I remember, that was quite a few years ago, when I was under stress and tried to talk to someone and that’s what I’ve heard: You’re not that bad.

So I asked ‘How do you know?’

‘I can see that’ that person answered.

I don’t remember the situation but I know that happened in the UK but before I realised I’m autistic so I must have been between 30 and 37. I didn’t know what to say to that and was completely puzzled with the fact that someone else knew how I felt better than me, but I didn’t question that. I really believed that if that person could ‘see’ I’m not that bad, but I felt bad, it must have been because I’m just being dramatic. When I think about it now I’m shocked how easy it was for me to use that exchange to gaslight myself.

I’m writing about it now because I don’t know if I’m well enough to continue to work or whether I should go off sick. I’m scared that I’ll go to GP and hear the same thing: You’re not that bad. I can see that.

It is really surprising for me that the fact we, autistics, don’t use body language and face expression to communicate our emotions hardly ever gets mentioned. Normally you only hear about us not being able to read nonverbal signals, and that’s again gets taken too directly because we can read some of them. I can usually read expressions that ‘fit’ the situation, so for example if I know that someone may be surprised by seeing me I will be able to read from their face if they are indeed surprised or not. But if the face expression doesn’t ‘fit’ the situation, like for example I expect someone to be angry but they will be surprised, I won’t be able to read it, I’ll just be confused.

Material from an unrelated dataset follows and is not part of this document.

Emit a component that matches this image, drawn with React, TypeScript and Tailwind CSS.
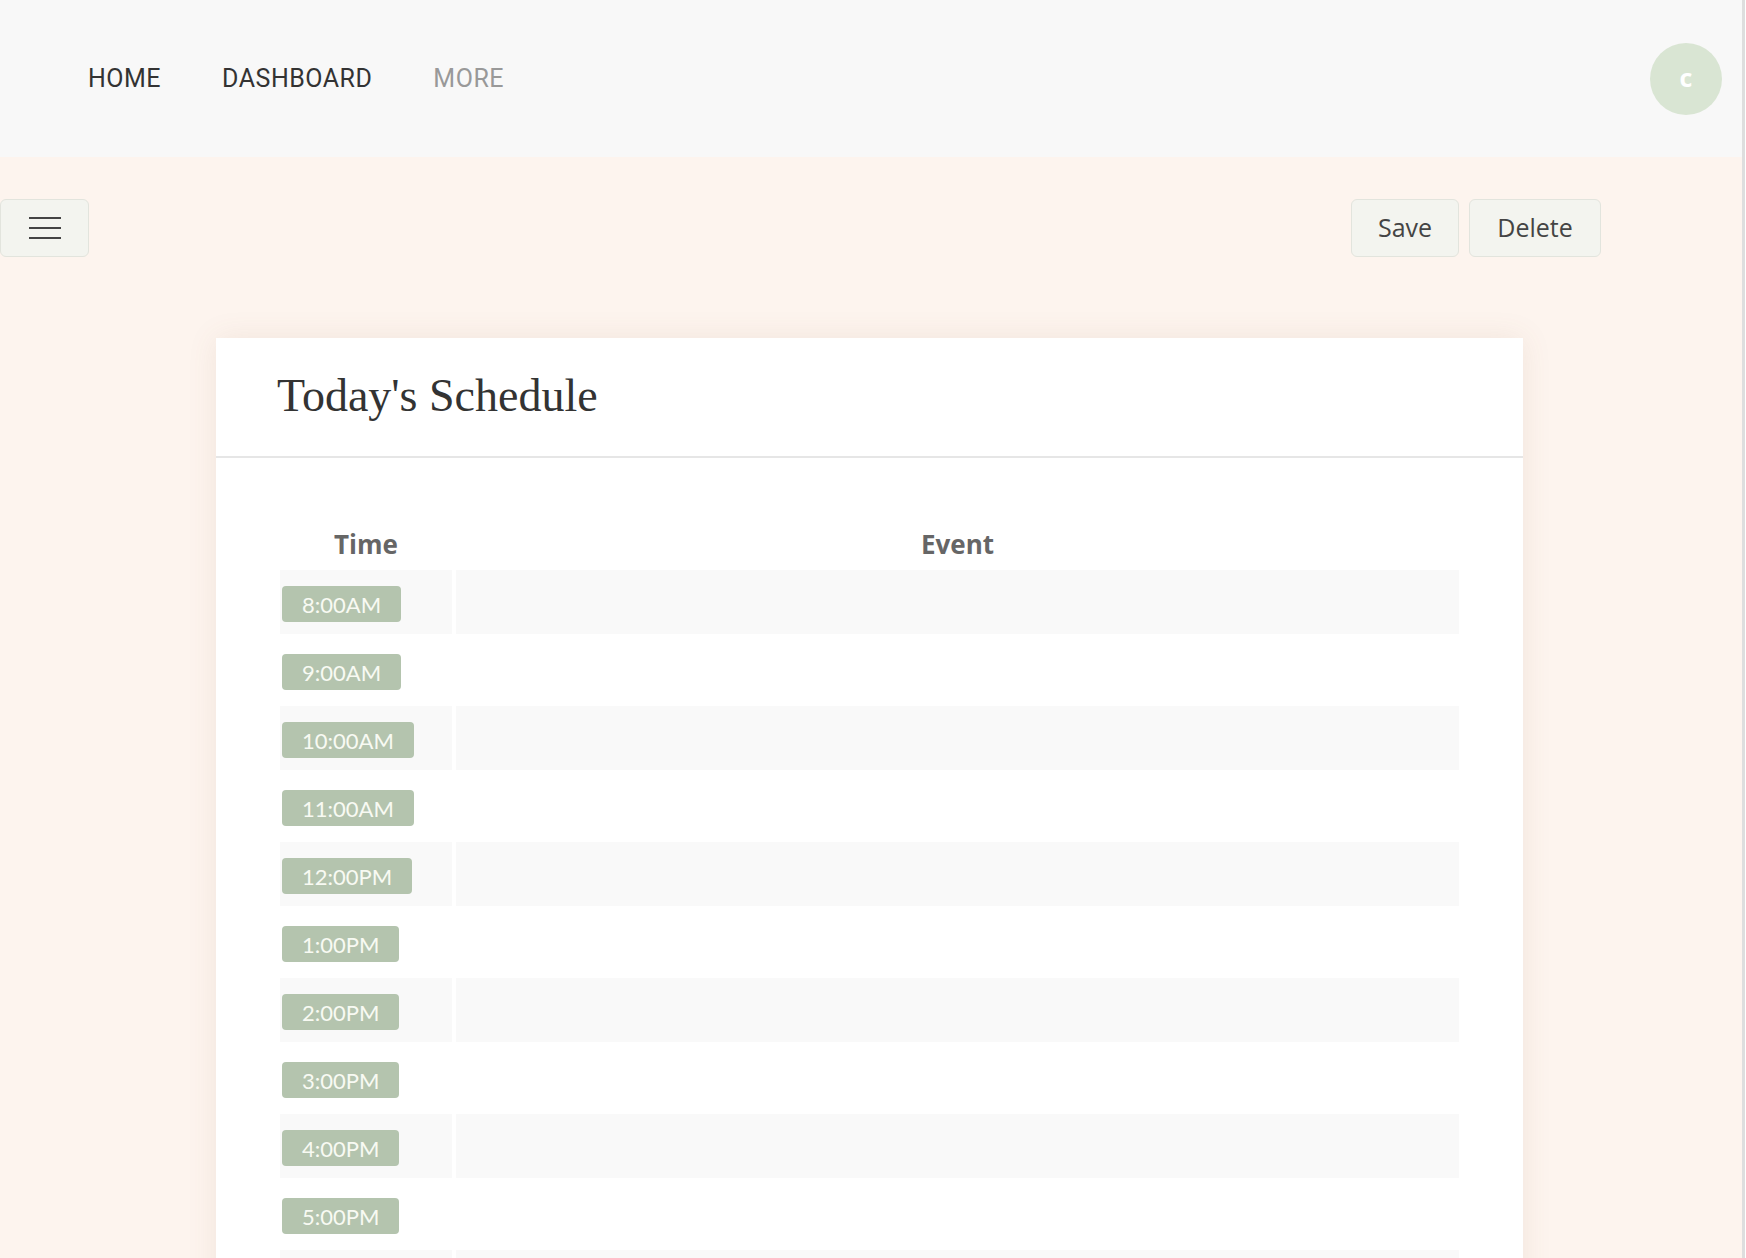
import React from "react";

const times = [
  "8:00AM",
  "9:00AM",
  "10:00AM",
  "11:00AM",
  "12:00PM",
  "1:00PM",
  "2:00PM",
  "3:00PM",
  "4:00PM",
  "5:00PM",
  "6:00PM",
  "7:00PM",
];

export default function App() {
  return (
    <div className="flex h-[1258px] w-full overflow-hidden bg-[#fdf4ee]">
      <div className="flex min-w-0 flex-1 flex-col">
        {/* Top nav */}
        <header className="flex h-[157px] shrink-0 items-center justify-between bg-[#f8f8f8] pl-[88px] pr-[20px]">
          <nav className="flex items-center gap-[61px] font-['Roboto',sans-serif] text-[25px] leading-none tracking-[0.5px]">
            <a className="text-[#333333]">HOME</a>
            <a className="text-[#333333]">DASHBOARD</a>
            <a className="text-[#999999]">MORE</a>
          </nav>
          <div className="flex h-[72px] w-[72px] items-center justify-center rounded-full bg-[#d9e5d3] pb-[2px] font-['Open_Sans',sans-serif] text-[25px] font-bold text-white">
            c
          </div>
        </header>

        {/* Toolbar */}
        <div className="mt-[42px] flex h-[58px] shrink-0 items-stretch justify-between pr-[141px]">
          <button className="flex w-[89px] flex-col items-center justify-center gap-[8px] rounded-[6px] border border-[#e2e4dd] bg-[#f3f4ef]">
            <span className="block h-[2px] w-[32px] bg-[#444444]" />
            <span className="block h-[2px] w-[32px] bg-[#444444]" />
            <span className="block h-[2px] w-[32px] bg-[#444444]" />
          </button>
          <div className="flex gap-[10px] font-['Open_Sans',sans-serif] text-[25px] font-medium text-[#444444]">
            <button className="flex w-[108px] items-center justify-center rounded-[6px] border border-[#e2e4dd] bg-[#f3f4ef] pb-[1px]">
              Save
            </button>
            <button className="flex w-[132px] items-center justify-center rounded-[6px] border border-[#e2e4dd] bg-[#f3f4ef] pb-[1px]">
              Delete
            </button>
          </div>
        </div>

        {/* Card */}
        <div className="ml-[216px] mt-[81px] w-[1307px] shrink-0 bg-white shadow-[0_0_28px_rgba(140,100,70,0.10)]">
          <div className="flex h-[120px] items-center border-b-2 border-[#e6e6e6] pl-[61px]">
            <h1 className="pb-[2px] font-['Liberation_Serif',serif] text-[46px] font-normal leading-none text-[#333333]">
              Today's Schedule
            </h1>
          </div>
          <div className="flex flex-col gap-[4px] px-[64px] pt-[64px] pb-[40px]">
            <div className="grid h-[44px] grid-cols-[172px_1fr] gap-[4px] font-['Open_Sans',sans-serif] text-[26px] font-bold text-[#666666]">
              <div className="flex items-center justify-center">Time</div>
              <div className="flex items-center justify-center">Event</div>
            </div>
            {times.map((t, i) => {
              const shaded = i % 2 === 0;
              return (
                <div key={t} className="grid h-[64px] grid-cols-[172px_1fr] gap-[4px]">
                  <div className={`flex items-start pl-[2px] pt-[16px] ${shaded ? "bg-[#f9f9f9]" : ""}`}>
                    <span className="flex h-[36px] items-center rounded-[4px] bg-[#b4c4ae] px-[20px] font-['Lato',sans-serif] text-[22px] text-[#f8faf3]">
                      {t}
                    </span>
                  </div>
                  <div className={shaded ? "bg-[#f9f9f9]" : ""} />
                </div>
              );
            })}
          </div>
        </div>
      </div>
      <div className="w-[4px] shrink-0 border-r border-white bg-[#dedede]" />
    </div>
  );
}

The problem with me feeling confused is that when I feel like that I can’t even ask questions about what is happening so there is no way I can end the confusion. I need to go home and think about the situation for a couple of hours and only then I can come up with alternative explanation and possible questions that I could ask to clarify things.

Those are the situations that make me feel like I really am disabled and I get to feel really hopeless about myself.

Anyway, I’m digressing I suppose. I only wanted to talk about the fact that I don’t know if I should go off sick or not. And that I’m worried that if I talk about it with GP I may not be taken seriously enough. I will then have someone else opinion to take into consideration and it will become more important than my own opinion about my mental health.

What I’m also confused about is that I don’t really think about my mum. I thought that grieving will mean that I will, when in fact I’m just sad. That then confuses me because I end up thinking that maybe I’m not grieving, maybe I’m just emotionally f***ed up?